Outre les intérêts économiques, militaires et commerciaux non négligeables, ce rapprochement avec Israël s’inscrit dans une nouvelle approche régionale de l’Arabie saoudite. Sous la houlette de MBS, la monarchie wahhabite entend pacifier ses relations avec ses anciens ennemis. Au cours des dernières années, Riyad a enterré la hache de guerre avec le Qatar et la Turquie, a repris le chemin de Damas en renouant contact avec Bachar el-Assad, a négocié la paix au Yémen avec les Houthis et a réchauffé ses relations avec son ennemi régional l’Iran. Le prince héritier l’avait lui-même dit en 2018 « le Moyen-Orient est la nouvelle Europe ». Sa conception géopolitique vise à mettre fin aux cycles de tensions et de guerres dans la région et répond de surcroît à des objectifs internes. Depuis le lancement de son plan de développement « Vison 2030 » en 2016, Mohammed ben Salmane entend attirer les investissements étrangers sur son sol, et cela passe nécessairement par une paix à l’échelle régionale, y compris avec l’État hébreu.

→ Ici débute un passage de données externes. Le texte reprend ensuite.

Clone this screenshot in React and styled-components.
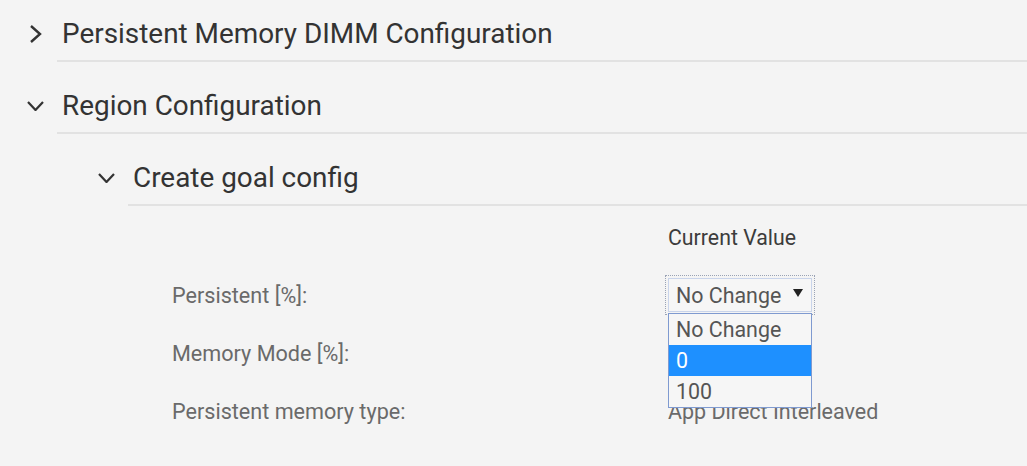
import React from 'react'
import styled, { createGlobalStyle } from 'styled-components'

const GlobalStyle = createGlobalStyle`
body {
    margin: 0;
    background: #f4f4f4;
    font-family: Roboto, "Liberation Sans", sans-serif;
}
`

const Page = styled.div`
width: 1027px;
height: 466px;
overflow: hidden;
background: #f4f4f4;
`

const Header = styled.div`
display: flex;
margin-left: ${p => p.indent}px;
margin-top: ${p => (p.first ? -10 : 0)}px;
`

const IconCell = styled.div`
width: 57px;
flex: none;
display: flex;
align-items: center;
justify-content: center;
padding: 28px 0 12px 14px;
box-sizing: border-box;
height: 72px;
color: #333;
`

const Title = styled.div`
flex: 1;
height: 72px;
box-sizing: border-box;
padding: 28px 0 10px 5px;
border-bottom: 2px solid #e2e2e2;
font-size: 27.9px;
line-height: 32px;
color: #333;
`

const Fields = styled.div`
display: grid;
grid-template-columns: 496px 1fr;
grid-auto-rows: 58px;
padding-left: 172px;
padding-top: 2px;
align-items: center;
`

const ColHead = styled.div`
grid-column: 2;
font-size: 21.3px;
color: #3c3c3c;
`

const Label = styled.div`
font-size: 21.6px;
color: #6a6a6a;
`

const Value = styled.div`
font-size: 21.5px;
color: #6a6a6a;
`

const SelectWrap = styled.div`
position: relative;
width: 144px;
`

const SelectBox = styled.div`
display: flex;
align-items: center;
justify-content: space-between;
height: 34px;
box-sizing: border-box;
padding: 0 8px 0 7px;
border: 1px solid #c9d4ea;
background: #f6f6f6;
font-size: 21.4px;
color: #555;
outline: 1px dotted #9aa3b5;
outline-offset: 2px;
`

const Arrow = styled.span`
width: 0;
height: 0;
border-left: 5px solid transparent;
border-right: 5px solid transparent;
border-top: 8px solid #222;
margin-top: -4px;
`

const List = styled.div`
position: absolute;
left: 0;
top: 35px;
width: 144px;
box-sizing: border-box;
border: 1px solid #7f9ad0;
background: #f6f6f6;
z-index: 2;
`

const Option = styled.div`
height: 31px;
line-height: 31px;
padding-left: 7px;
font-size: 21.4px;
color: ${p => (p.active ? '#fff' : '#555')};
background: ${p => (p.active ? '#1e90ff' : 'transparent')};
`

const ChevronRight = () => (
    <svg width="14" height="20" viewBox="0 0 14 20">
        <polyline points="2,2 11,10 2,18" fill="none" stroke="#333" strokeWidth="2.4" />
    </svg>
)

const ChevronDown = () => (
    <svg width="17" height="10" viewBox="0 0 17 10">
        <polyline points="1,1 8.5,9 16,1" fill="none" stroke="#333" strokeWidth="2.2" />
    </svg>
)

const App = () => {
    return (
        <Page>
            <GlobalStyle />
            <Header indent={0} first>
                <IconCell><ChevronRight /></IconCell>
                <Title>Persistent Memory DIMM Configuration</Title>
            </Header>
            <Header indent={0}>
                <IconCell><ChevronDown /></IconCell>
                <Title>Region Configuration</Title>
            </Header>
            <Header indent={71}>
                <IconCell><ChevronDown /></IconCell>
                <Title>Create goal config</Title>
            </Header>
            <Fields>
                <ColHead>Current Value</ColHead>
                <Label>Persistent [%]:</Label>
                <SelectWrap>
                    <SelectBox>
                        No Change
                        <Arrow />
                    </SelectBox>
                    <List>
                        <Option>No Change</Option>
                        <Option active>0</Option>
                        <Option>100</Option>
                    </List>
                </SelectWrap>
                <Label>Memory Mode [%]:</Label>
                <Value></Value>
                <Label>Persistent memory type:</Label>
                <Value>App Direct Interleaved</Value>
            </Fields>
        </Page>
    )
}

export default App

Toujours est-il, même si les relations entre les deux pays sont de plus en plus publiques « avec l’attitude de l’actuel gouvernement israélien, le processus de normalisation prendra beaucoup de temps », nous fait savoir un ancien diplomate saoudien aux Nations unis qui a préféré garder l’anonymat. Le chef du Likoud a indiqué à plusieurs reprise son refus d’une solution à deux États. Israël doit « s’assurer que Gaza ne constituera plus une menace » et cette exigence « contredit la demande de souveraineté palestinienne », a expliqué Benyamin Netanyahou lors d’un entretien téléphonique le 19 janvier avec le président américain Joe Biden.